Jika dibandingkan dengan dua pemimpin sebelumnya, gelar baru itu terkesan tidak pantas dan bahkan terkesan sebagai pemujaan.
Di sisi lain, menurut seorang warga di Provinsi Ryanggang mengatakan terjadi kemarahan publik Korut karena menganggap kebijakan itu sebagai langkah yang tidak bijaksana di tengah kelaparan yang meluas di seluruh negara tersebut.
“Media memuji dia sebagai pemimpin yang luar biasa dan canggih, ‘seorang patriot yang tidak kenal takut yang menyebarkan martabat dan kekuatan (negara kita) ke dunia’, dan sekarang kita memanggilnya ‘Ayah’. Kebencian di kalangan muda semakin meningkat,” tutur warga itu.
Gelar terbaru untuk Kim Jong Un itu juga dinilai sebagai bagian dari upaya propaganda lebih luas yang mencakup lebih banyak visibilitas publik untuk penguasa dan keluarganya.
Sejak Oktober tahun lalu, Kim Jong Un banyak muncul di depan umum bersama putrinya, Kim Ju Ae, yang diyakini sejumlah pakar sebagai upaya melunakkan citranya dan mungkin mempersiapkan calon pemimpin wanita untuk generasi keempat dinasti Kim.
“Tampaknya itu menjadi upaya persiapan untuk menjadikannya sebagai bapak rakyat,” cetus warga setempat kepada RFA.

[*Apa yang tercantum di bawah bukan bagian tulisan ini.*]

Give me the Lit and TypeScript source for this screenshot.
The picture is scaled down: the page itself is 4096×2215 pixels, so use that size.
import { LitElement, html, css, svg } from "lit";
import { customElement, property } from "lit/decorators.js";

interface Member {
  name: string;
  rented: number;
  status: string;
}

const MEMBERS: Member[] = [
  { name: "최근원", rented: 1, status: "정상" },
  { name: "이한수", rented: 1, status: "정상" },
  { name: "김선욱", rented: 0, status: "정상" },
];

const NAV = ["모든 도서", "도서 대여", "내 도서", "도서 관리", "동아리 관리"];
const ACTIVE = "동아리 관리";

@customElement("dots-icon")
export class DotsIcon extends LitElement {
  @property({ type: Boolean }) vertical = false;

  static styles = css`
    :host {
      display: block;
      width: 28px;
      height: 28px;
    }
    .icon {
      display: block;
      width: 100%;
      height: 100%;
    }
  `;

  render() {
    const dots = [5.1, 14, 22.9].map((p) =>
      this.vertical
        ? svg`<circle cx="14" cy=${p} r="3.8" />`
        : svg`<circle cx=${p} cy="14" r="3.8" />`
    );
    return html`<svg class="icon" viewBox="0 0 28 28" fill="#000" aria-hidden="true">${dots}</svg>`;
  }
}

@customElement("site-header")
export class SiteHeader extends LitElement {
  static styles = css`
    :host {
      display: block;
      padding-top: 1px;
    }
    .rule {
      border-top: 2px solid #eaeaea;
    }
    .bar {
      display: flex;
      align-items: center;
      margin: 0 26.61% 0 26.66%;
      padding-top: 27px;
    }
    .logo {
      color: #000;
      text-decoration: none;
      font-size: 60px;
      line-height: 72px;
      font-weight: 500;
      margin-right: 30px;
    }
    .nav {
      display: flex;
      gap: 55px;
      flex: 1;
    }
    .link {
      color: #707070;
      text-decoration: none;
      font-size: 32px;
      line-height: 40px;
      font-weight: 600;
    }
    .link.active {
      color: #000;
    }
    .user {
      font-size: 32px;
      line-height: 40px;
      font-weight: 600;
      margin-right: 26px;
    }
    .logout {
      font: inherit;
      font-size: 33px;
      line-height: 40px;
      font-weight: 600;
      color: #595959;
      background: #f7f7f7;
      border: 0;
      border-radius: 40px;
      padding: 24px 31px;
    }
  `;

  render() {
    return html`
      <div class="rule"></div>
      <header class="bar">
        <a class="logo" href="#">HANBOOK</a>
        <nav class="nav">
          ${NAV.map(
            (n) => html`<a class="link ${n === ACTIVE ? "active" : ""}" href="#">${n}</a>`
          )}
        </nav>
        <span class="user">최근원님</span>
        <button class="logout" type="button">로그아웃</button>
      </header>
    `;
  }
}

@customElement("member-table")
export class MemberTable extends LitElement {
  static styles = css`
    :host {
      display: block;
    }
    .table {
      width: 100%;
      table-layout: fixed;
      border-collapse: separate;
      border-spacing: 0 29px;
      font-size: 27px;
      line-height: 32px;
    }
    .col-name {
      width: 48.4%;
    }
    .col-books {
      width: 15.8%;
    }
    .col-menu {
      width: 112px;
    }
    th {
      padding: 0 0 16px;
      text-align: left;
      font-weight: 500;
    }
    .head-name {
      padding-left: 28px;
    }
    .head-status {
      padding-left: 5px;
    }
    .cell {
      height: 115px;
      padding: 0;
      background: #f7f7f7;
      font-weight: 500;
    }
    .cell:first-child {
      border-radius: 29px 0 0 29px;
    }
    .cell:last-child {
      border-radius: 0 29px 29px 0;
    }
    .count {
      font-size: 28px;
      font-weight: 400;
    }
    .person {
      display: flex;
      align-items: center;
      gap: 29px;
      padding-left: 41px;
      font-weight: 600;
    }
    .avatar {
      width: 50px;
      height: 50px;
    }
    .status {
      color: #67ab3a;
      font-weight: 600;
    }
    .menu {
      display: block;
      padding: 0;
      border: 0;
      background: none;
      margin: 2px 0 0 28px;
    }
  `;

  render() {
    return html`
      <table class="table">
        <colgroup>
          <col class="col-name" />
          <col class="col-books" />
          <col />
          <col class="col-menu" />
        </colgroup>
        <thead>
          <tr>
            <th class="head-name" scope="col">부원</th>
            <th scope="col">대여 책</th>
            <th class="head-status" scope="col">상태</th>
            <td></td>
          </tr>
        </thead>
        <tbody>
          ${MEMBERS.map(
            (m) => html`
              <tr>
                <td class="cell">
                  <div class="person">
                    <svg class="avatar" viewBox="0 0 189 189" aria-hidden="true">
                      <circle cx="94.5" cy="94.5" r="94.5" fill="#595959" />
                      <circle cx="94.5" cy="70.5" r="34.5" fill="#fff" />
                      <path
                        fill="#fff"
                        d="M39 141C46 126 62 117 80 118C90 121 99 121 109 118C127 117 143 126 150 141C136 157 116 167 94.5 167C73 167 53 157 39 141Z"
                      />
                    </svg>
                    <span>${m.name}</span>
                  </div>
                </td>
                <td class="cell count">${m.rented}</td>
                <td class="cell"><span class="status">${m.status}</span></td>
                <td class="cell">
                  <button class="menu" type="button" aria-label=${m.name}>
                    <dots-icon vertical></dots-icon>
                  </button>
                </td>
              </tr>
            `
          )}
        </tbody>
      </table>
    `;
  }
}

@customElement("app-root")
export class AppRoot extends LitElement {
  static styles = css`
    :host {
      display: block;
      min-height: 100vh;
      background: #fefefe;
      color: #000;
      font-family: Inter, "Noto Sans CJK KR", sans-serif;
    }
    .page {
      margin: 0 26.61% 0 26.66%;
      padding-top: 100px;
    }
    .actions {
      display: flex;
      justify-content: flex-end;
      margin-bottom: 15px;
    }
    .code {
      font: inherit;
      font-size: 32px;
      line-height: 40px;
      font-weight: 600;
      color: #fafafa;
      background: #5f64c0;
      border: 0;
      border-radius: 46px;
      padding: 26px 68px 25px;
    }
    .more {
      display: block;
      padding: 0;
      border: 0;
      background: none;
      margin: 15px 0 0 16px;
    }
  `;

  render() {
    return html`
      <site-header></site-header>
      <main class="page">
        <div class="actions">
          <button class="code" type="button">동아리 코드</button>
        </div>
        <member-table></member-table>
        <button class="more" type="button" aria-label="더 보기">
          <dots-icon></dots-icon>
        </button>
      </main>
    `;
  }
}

Kim Jong Un yang berusia 38 tahun ini tampaknya berupaya mengabadikan kultus kepribadian seperti mendiang ayahnya, Kim Jong Il, dan mendiang kakeknya, Kim Il Sung, yang sama-sama dipanggil dengan sebutan itu, namun pada usia yang lebih tua.
Pendiri Korut, Kim Il Sung, mulai menggunakan gelar itu tahun 1967 silam, ketika usianya menginjak 55 tahun.
Kemudian tahun 1992, warga Korut dengan usia termuda mulai memanggilnya ‘Kakek’.
Setelah kematiannya, Kim Jong Il, yang menggantikannya mulai menggunakan gelar ‘Ayah yang Terhormat’ pada usia 53 tahun.